Only 124 cases, worth Shs24.5m, were recorded compared to 193 the previous year. The figures, for the last two years, are both low for a country with one of the highest rates of alcohol consumption in the region. Or perhaps motorists under the influence are more susceptible to bribery, leaving only a few incurring EPS. However, police would argue that their campaigns such as Kawunyemu that has been running occasionally since 2014 pays off. The campaign is one of the ways the traffic police has been vigilant in the fight against drunk-driving.

Driving under the influence of alcohol attracts a penalty of between Shs300,000 and Shs1.2m or imprisonment of between six months and two years, Rogers Kawuma Nsereko, the Kampala Metropolitan traffic commander, told Daily Monitor last year.

Police issued tickets worth Shs5.5b for driving a dangerous mechanical condition vehicle (DMC). From worn-out tyres to dead head lamps or hazard lights and dysfunctional wipers, a DMC can be a lot.

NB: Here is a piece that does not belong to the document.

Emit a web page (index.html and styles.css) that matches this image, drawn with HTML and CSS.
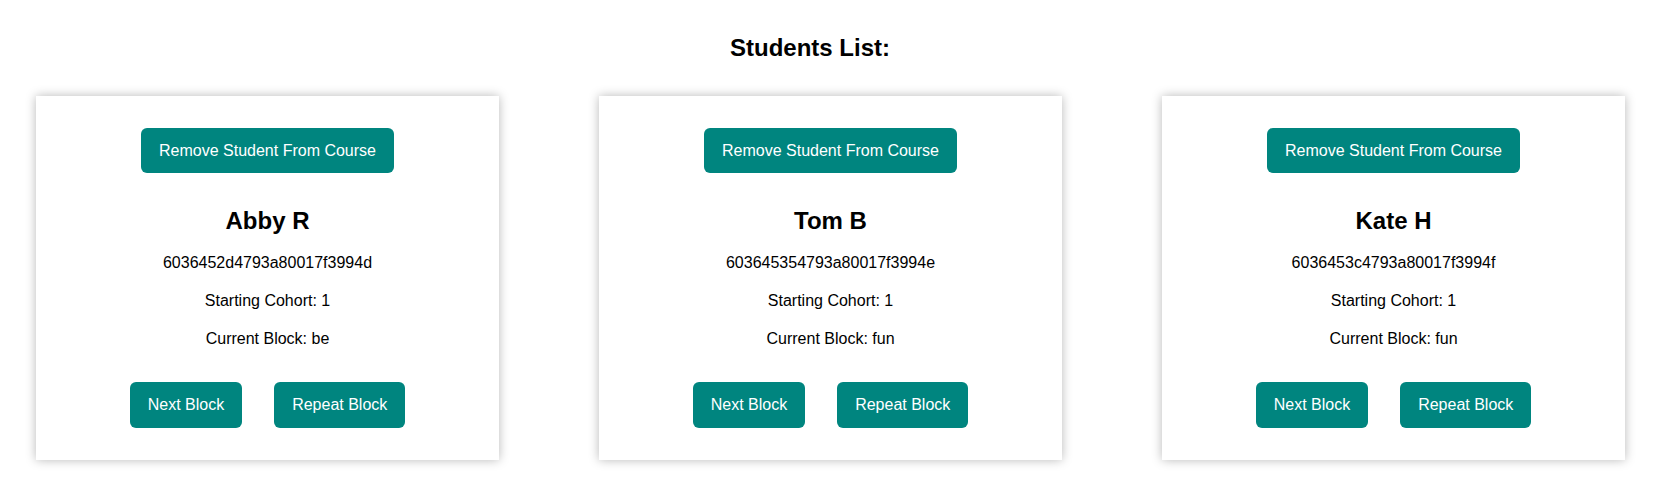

There were 78,693 cases of careless, reckless or inconsiderate driving registered, worth Shs7.8b, and 20,416 cases of speeding for which police received Shs4b in value of EPS tickets.

There were some 3,000 more people found in the dangerous habit of using handheld mobile phones while driving last year compared to the 6,767 in 2021. The offence took the culprits back by Shs100,000 each.

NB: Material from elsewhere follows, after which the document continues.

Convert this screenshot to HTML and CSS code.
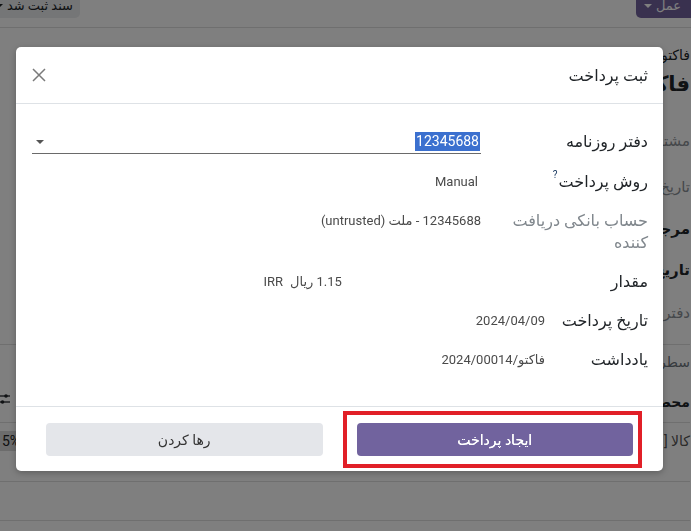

The least of the 25 offences was failure to stop at a railway crossing, one of the riskiest and most reckless traffic breaches in a country with no infrastructure such as automatic road blocking apparatus at railway crossings.

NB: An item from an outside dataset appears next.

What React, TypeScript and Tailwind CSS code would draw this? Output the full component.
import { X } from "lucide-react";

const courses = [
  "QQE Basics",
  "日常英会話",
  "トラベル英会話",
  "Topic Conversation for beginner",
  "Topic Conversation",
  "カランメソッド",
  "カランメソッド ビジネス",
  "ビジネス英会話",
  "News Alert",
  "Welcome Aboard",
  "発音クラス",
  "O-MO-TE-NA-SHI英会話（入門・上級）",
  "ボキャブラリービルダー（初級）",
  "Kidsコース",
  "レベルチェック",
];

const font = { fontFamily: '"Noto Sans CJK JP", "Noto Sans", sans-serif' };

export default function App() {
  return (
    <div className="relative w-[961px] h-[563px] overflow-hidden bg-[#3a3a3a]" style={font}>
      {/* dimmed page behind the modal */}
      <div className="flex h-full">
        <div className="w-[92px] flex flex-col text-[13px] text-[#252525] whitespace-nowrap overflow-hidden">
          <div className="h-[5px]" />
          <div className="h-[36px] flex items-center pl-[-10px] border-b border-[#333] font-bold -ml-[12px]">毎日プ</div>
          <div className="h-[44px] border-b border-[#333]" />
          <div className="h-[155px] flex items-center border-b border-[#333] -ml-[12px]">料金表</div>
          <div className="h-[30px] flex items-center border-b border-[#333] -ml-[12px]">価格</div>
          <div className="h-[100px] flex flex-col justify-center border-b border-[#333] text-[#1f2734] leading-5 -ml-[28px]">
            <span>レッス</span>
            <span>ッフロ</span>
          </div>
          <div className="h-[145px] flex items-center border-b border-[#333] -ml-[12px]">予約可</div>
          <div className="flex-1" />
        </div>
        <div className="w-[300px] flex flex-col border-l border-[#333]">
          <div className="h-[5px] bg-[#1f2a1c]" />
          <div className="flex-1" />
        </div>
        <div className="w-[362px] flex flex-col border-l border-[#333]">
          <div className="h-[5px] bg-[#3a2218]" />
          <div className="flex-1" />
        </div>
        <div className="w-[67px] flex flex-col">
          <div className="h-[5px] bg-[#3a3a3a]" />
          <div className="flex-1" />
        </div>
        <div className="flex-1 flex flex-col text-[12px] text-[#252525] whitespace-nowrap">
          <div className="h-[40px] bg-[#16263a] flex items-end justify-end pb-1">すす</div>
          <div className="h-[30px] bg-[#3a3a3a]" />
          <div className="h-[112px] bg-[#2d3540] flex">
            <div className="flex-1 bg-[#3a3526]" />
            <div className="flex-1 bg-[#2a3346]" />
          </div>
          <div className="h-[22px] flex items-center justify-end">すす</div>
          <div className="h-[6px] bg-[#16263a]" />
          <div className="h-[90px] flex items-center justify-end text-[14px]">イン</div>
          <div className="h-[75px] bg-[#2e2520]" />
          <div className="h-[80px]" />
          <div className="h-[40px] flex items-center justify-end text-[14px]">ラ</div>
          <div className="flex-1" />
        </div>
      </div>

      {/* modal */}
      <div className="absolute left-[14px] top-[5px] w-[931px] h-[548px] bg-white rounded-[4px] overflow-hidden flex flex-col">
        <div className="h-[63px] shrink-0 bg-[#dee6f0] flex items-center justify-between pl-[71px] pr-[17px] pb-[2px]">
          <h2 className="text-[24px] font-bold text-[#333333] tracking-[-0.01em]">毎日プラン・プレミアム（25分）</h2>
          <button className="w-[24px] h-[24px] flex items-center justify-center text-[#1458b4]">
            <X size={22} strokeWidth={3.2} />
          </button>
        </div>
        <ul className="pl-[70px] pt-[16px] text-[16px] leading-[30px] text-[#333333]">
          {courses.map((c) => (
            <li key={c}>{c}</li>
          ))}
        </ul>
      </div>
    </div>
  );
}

Only six cases were recorded last year, as it was in 2021. But one of the cases gripped the nation in July last year.

Caroline Aturinda, Norbert Tizikara, and Ann Kabaaya were killed when the vehicle they were travelling in was dragged for more than 70 metres by a speeding train at 3.30am at the Nakawa-Kinawataka railway crossing.

November 21, the international Day of Remembrance for Road Traffic Victims, is one of the global observance days least known to many, but like the three train crush victims, becoming a number on the statistics for the day is a split-second affair. The month of December registered the highest number of crashes (2,013) with the highest fatality of 470, while July showed the lowest number of crashes (1,532).

Strategies to reduce road crashes

Omongo Ndugu, the executive director Uganda Professional Drivers’ Network, believes that since 61 percent of road crashes are a result of careless and reckless driving, the government should consider investing in a centralised database of practicing operators, regulating driver training schools, drivers, and their standards.

Driver training in Uganda and its regulations was declared dysfunctional by the United nations Road safety review report 2018.

“Giving the example of truck drivers, for example, a recent report indicated that 97.62 percent are trained informally, that is from washing bays, mechanics and turn men and only 0.25 percent went for training in formal driver training schools,” Ndugu said in an opinion article published by Daily Monitor.

While formal training is lacking, more and more persons are acquiring driving permits and getting on the road.

Police say they intend to raise the level of reinforcement of traffic laws and regulations through targeted operations mainly focusing on boda bodas and major risk factors such as speed, driving under influence of alcohol/drugs, seatbelt use and distracted driving. They also plan to fast-track automation of vehicle inspection processes to reduce the number of DMCs on the road.

Speed limit design

While many might feel impatient with the 50km/h limit on a highway, there is a reason for it. From infrastructure to other road users, animals, among others.

According to the Institute for Transport Engineers, an international association of transportation professionals who work to improve mobility and safety for all transportation system users, design of the road indicates to the driver the speeds at which they “feel” safe driving.

There is the 85th Percentile Rule, which is the speed at or below which 85 percent of vehicles travel.